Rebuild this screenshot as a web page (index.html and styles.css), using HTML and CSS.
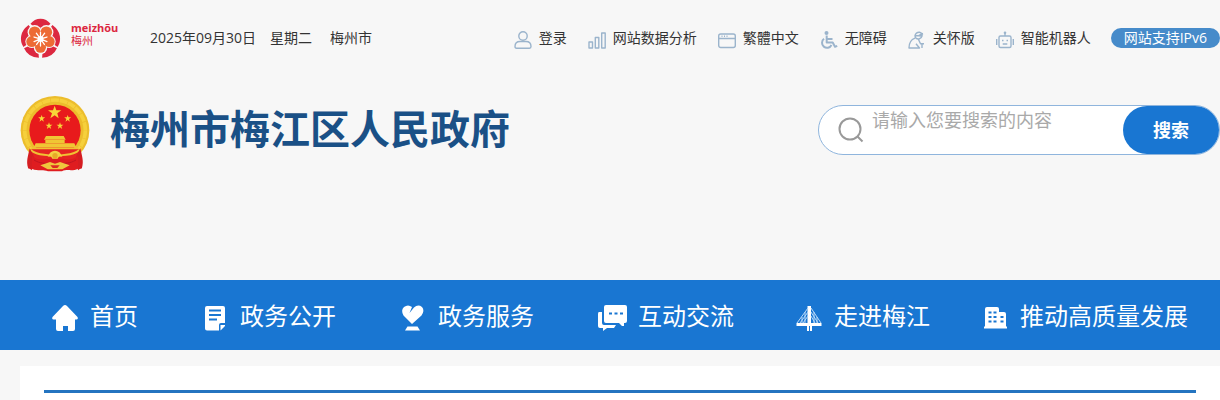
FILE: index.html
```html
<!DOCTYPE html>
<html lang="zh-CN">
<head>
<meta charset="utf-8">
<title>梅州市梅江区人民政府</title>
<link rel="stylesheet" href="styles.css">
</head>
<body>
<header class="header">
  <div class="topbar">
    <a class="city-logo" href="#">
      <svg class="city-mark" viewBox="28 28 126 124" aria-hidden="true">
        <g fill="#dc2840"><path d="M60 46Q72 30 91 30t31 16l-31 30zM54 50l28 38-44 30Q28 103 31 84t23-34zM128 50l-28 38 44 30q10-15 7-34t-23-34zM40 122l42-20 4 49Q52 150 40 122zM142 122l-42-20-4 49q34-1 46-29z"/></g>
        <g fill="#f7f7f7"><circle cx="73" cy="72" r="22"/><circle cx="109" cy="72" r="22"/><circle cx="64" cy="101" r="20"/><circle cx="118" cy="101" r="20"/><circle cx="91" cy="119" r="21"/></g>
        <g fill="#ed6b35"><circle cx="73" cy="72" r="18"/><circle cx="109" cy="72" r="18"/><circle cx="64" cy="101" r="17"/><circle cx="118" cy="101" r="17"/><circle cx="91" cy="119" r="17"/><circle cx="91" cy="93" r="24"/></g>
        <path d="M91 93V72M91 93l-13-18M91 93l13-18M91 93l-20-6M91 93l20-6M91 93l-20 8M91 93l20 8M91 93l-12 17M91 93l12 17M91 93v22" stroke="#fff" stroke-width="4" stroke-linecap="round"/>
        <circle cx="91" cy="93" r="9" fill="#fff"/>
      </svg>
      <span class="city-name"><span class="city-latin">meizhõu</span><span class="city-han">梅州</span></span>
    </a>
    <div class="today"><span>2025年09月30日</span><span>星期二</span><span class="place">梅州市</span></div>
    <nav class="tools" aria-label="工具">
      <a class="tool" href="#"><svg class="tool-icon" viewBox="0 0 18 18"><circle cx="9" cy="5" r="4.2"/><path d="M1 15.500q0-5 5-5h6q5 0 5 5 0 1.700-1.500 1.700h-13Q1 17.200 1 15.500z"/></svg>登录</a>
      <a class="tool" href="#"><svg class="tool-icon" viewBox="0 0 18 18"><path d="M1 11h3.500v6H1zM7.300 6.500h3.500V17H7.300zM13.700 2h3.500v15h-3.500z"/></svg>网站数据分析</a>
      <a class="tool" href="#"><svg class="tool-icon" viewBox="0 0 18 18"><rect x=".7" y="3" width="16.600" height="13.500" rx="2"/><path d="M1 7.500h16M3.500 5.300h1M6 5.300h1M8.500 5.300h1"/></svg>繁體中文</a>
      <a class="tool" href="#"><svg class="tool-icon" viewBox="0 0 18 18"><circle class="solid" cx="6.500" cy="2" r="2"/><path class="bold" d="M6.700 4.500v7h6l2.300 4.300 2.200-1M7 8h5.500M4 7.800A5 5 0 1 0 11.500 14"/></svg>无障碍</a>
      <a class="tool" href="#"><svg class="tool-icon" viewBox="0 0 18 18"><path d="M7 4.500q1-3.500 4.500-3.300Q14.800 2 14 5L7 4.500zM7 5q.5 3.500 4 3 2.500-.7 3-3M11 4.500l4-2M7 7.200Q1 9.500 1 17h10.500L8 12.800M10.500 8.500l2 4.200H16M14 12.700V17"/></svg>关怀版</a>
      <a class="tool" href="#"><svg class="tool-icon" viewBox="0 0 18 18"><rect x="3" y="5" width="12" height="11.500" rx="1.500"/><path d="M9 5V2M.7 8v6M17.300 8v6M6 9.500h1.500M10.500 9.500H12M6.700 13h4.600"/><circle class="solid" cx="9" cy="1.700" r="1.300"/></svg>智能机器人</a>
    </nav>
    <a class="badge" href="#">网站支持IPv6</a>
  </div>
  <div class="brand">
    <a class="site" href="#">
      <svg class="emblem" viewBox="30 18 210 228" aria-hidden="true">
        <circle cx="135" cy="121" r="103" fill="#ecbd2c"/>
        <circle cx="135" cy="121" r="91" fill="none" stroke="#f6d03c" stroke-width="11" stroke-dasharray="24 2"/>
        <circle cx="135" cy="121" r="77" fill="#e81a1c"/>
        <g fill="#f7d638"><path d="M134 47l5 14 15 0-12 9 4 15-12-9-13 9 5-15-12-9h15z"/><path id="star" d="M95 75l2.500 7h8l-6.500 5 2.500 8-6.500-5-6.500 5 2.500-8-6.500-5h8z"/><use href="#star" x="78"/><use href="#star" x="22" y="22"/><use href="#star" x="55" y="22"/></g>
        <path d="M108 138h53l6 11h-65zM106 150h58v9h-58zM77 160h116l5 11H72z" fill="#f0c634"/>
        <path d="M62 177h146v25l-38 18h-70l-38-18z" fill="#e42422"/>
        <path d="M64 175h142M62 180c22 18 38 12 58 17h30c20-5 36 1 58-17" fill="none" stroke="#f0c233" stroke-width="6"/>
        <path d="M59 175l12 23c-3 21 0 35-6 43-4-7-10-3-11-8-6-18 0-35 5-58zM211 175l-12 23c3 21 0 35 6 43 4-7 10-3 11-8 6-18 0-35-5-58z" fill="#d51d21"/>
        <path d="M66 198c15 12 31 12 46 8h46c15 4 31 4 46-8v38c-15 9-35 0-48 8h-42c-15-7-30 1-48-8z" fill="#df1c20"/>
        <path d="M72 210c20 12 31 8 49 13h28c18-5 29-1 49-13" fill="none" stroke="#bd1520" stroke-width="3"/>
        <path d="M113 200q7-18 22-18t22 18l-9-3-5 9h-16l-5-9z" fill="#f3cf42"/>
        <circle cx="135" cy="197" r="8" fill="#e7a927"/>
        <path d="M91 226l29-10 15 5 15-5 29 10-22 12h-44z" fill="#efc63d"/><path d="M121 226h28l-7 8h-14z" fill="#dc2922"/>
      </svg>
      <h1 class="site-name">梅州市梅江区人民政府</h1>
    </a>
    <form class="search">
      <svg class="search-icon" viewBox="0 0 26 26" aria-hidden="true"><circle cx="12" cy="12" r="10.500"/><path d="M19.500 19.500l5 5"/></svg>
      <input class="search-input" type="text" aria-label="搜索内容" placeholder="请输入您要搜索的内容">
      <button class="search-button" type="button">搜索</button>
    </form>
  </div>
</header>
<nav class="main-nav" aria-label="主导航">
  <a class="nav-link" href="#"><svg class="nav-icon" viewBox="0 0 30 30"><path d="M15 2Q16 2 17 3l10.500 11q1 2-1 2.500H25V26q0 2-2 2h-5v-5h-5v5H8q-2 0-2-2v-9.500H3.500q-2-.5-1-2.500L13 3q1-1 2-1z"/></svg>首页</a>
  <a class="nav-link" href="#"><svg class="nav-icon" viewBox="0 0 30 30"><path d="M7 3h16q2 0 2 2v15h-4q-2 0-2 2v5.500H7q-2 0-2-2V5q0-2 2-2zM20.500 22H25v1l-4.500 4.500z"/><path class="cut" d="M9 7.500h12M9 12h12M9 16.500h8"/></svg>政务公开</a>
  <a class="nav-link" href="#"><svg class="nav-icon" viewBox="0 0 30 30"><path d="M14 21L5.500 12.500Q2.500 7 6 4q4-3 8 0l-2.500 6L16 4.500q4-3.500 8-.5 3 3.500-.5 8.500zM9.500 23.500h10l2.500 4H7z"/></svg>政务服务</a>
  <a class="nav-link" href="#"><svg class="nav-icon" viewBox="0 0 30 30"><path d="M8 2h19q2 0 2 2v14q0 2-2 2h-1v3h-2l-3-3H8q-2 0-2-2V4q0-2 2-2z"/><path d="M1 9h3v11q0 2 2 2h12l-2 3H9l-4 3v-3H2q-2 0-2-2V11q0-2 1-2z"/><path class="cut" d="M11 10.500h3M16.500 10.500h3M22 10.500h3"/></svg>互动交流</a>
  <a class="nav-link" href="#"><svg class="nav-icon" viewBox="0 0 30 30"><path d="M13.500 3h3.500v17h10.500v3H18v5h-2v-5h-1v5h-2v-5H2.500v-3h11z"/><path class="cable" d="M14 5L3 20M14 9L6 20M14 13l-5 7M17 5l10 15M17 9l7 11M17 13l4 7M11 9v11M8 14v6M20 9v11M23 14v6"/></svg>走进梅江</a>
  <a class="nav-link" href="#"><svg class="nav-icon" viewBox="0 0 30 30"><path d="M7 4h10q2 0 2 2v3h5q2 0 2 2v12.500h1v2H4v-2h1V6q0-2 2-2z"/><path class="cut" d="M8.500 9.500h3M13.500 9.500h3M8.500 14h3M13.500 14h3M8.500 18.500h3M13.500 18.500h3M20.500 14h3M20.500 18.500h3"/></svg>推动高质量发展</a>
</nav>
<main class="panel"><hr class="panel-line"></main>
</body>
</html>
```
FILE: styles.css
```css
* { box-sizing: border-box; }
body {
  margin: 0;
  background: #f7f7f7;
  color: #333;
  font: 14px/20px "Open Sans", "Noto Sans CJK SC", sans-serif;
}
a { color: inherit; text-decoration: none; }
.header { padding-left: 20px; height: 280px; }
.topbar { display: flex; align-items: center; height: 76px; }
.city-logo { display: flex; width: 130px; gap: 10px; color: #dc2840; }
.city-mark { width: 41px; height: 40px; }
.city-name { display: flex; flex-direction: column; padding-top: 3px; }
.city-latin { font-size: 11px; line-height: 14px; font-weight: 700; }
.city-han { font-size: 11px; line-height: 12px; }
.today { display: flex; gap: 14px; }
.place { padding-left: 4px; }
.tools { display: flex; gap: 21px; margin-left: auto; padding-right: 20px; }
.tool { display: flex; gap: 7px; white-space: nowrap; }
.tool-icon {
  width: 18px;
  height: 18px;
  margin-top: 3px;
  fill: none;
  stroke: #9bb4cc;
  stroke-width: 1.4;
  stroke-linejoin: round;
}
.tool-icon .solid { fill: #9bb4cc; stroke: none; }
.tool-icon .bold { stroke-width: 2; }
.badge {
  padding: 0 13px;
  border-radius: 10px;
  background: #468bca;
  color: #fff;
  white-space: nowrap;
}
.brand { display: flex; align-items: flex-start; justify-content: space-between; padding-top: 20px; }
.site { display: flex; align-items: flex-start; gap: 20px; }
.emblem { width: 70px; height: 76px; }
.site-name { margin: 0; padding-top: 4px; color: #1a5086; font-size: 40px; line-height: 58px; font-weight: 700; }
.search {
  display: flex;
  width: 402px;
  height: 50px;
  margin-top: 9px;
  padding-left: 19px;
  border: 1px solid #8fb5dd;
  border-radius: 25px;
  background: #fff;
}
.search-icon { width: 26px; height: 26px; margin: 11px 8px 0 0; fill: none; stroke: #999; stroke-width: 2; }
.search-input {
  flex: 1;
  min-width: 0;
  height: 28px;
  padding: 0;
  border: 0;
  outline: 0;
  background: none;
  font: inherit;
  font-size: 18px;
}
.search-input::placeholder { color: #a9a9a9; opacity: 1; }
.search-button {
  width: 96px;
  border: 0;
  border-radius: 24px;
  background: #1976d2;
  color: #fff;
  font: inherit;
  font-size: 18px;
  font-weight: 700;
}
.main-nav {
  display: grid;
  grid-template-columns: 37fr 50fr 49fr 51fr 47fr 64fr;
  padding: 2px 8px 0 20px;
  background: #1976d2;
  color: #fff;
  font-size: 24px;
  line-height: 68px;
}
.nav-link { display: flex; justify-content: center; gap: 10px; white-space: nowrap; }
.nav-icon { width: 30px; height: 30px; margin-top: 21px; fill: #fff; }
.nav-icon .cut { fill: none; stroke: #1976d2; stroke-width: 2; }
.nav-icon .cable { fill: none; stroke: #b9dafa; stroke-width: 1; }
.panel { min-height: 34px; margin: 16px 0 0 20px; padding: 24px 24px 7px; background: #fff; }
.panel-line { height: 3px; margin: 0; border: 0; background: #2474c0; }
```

...

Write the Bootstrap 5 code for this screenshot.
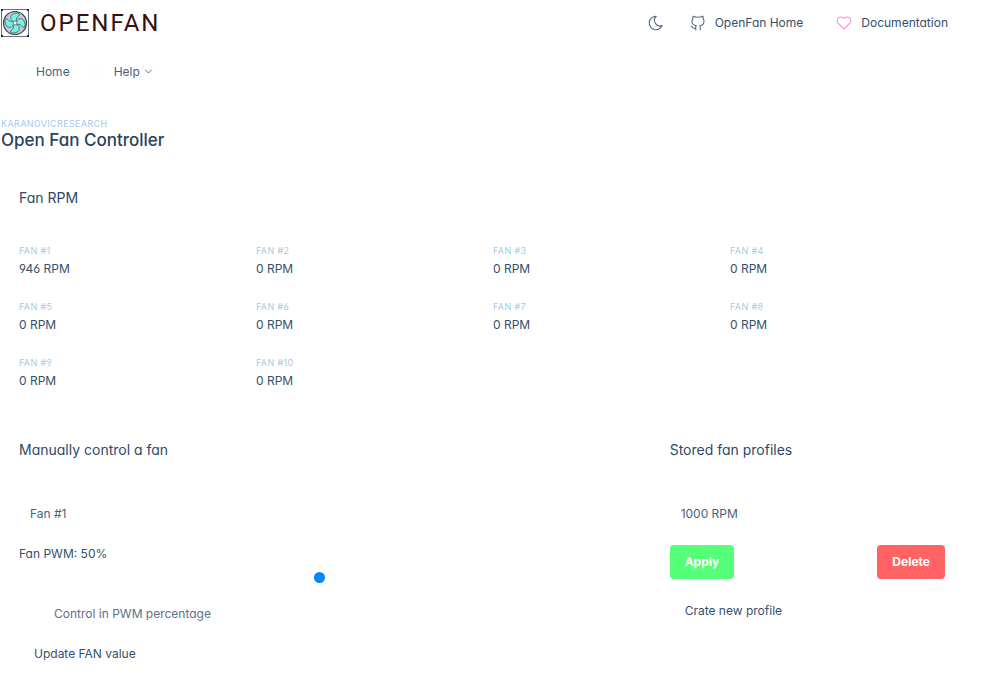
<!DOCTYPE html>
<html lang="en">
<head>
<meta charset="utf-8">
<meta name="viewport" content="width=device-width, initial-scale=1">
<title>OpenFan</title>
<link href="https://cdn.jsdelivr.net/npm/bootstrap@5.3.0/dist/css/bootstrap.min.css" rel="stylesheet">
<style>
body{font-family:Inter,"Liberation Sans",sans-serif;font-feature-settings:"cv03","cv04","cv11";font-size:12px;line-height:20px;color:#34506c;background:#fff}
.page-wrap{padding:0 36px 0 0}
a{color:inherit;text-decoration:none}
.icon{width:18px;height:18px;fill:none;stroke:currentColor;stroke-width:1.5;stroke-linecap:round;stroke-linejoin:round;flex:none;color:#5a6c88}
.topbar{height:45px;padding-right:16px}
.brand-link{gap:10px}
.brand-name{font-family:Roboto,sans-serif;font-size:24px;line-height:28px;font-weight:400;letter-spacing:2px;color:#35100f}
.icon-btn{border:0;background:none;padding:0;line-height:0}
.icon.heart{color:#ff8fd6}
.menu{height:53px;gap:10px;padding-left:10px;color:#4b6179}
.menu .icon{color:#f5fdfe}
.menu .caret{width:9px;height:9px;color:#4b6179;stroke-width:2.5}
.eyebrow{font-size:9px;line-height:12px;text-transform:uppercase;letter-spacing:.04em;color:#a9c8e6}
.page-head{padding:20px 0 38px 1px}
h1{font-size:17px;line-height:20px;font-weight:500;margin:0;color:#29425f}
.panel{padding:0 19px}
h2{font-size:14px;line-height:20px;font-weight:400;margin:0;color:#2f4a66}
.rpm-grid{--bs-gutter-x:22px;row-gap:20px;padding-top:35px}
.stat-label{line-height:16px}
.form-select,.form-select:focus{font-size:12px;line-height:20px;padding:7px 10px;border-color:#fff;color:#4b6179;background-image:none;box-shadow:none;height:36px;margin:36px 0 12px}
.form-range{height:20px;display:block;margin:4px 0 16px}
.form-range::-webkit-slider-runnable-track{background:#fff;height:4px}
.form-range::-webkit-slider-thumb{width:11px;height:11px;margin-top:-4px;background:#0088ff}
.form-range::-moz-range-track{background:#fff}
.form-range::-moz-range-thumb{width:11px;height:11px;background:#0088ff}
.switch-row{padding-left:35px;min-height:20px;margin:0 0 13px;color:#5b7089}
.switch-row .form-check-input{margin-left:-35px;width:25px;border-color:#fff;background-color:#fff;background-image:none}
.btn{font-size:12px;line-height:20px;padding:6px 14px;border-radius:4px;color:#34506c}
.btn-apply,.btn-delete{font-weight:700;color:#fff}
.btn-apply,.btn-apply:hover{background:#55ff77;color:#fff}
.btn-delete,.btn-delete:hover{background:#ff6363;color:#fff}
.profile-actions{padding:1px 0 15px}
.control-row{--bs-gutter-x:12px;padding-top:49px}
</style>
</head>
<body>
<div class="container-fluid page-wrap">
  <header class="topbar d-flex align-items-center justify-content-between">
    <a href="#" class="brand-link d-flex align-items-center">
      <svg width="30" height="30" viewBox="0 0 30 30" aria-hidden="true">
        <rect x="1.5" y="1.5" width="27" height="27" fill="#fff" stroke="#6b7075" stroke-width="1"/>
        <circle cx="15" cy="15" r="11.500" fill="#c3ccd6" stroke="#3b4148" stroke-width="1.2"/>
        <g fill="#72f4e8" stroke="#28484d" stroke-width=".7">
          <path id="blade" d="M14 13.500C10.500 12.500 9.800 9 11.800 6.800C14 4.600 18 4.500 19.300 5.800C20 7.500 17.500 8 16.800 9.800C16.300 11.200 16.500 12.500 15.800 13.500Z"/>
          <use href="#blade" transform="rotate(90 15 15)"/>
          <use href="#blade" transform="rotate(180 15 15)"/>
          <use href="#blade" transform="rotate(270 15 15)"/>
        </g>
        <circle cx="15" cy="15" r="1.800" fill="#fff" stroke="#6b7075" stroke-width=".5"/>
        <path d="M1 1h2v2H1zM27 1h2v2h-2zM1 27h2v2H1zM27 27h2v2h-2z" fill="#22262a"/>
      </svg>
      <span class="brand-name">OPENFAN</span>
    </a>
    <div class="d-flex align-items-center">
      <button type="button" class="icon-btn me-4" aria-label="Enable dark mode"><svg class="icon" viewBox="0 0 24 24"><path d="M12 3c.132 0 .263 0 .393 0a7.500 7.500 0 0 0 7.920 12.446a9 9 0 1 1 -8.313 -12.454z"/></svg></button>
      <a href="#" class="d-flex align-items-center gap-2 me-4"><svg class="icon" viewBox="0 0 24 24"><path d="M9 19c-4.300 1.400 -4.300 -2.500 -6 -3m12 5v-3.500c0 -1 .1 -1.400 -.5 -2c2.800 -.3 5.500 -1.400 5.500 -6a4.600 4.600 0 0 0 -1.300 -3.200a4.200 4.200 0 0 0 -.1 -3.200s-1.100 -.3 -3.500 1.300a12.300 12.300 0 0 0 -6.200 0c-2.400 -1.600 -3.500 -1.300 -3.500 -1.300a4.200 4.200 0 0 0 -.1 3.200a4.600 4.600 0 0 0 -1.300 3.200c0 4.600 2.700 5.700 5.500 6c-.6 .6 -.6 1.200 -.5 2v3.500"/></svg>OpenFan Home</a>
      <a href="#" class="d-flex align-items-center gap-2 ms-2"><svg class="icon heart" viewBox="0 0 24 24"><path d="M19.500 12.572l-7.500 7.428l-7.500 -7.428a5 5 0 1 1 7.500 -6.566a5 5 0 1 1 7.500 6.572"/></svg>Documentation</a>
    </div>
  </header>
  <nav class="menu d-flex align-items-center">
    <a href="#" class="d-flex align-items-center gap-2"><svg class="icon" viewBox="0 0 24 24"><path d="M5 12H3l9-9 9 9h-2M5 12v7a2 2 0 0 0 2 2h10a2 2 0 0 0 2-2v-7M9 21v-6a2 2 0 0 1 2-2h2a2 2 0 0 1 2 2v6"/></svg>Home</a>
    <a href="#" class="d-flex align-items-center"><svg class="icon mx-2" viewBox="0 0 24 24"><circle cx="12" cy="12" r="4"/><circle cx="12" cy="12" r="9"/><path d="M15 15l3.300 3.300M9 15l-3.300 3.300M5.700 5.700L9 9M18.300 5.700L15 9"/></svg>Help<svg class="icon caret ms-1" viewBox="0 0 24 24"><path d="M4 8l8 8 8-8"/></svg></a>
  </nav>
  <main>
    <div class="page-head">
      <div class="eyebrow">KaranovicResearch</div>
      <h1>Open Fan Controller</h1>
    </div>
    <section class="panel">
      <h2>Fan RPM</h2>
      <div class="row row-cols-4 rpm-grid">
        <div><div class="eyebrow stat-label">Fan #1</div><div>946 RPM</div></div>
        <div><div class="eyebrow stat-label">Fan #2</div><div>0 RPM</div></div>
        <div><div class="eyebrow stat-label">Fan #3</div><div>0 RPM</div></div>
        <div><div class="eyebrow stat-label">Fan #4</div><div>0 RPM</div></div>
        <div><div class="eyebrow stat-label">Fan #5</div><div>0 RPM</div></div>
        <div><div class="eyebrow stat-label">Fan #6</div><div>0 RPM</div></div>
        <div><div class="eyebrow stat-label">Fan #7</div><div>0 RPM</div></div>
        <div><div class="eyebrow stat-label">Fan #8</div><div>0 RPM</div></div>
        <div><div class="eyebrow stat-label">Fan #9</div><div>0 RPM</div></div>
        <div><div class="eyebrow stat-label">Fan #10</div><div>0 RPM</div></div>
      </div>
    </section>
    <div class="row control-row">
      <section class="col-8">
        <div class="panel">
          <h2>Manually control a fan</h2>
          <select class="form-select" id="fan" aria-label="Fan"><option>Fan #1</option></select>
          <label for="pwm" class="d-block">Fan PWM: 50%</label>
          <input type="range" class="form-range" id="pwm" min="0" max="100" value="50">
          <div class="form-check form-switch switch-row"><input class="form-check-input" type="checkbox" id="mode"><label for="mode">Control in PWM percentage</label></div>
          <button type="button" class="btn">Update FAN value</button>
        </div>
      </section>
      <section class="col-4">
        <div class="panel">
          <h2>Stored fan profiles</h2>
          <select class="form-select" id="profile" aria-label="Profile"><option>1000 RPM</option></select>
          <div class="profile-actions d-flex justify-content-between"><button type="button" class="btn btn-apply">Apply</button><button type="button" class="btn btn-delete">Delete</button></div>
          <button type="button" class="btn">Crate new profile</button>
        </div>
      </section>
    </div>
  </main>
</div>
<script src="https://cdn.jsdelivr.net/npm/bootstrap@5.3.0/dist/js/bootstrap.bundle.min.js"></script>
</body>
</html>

Job | In the listing, find every line with the word "page" and state how many there are, nothing more.

Output of the exercise | 5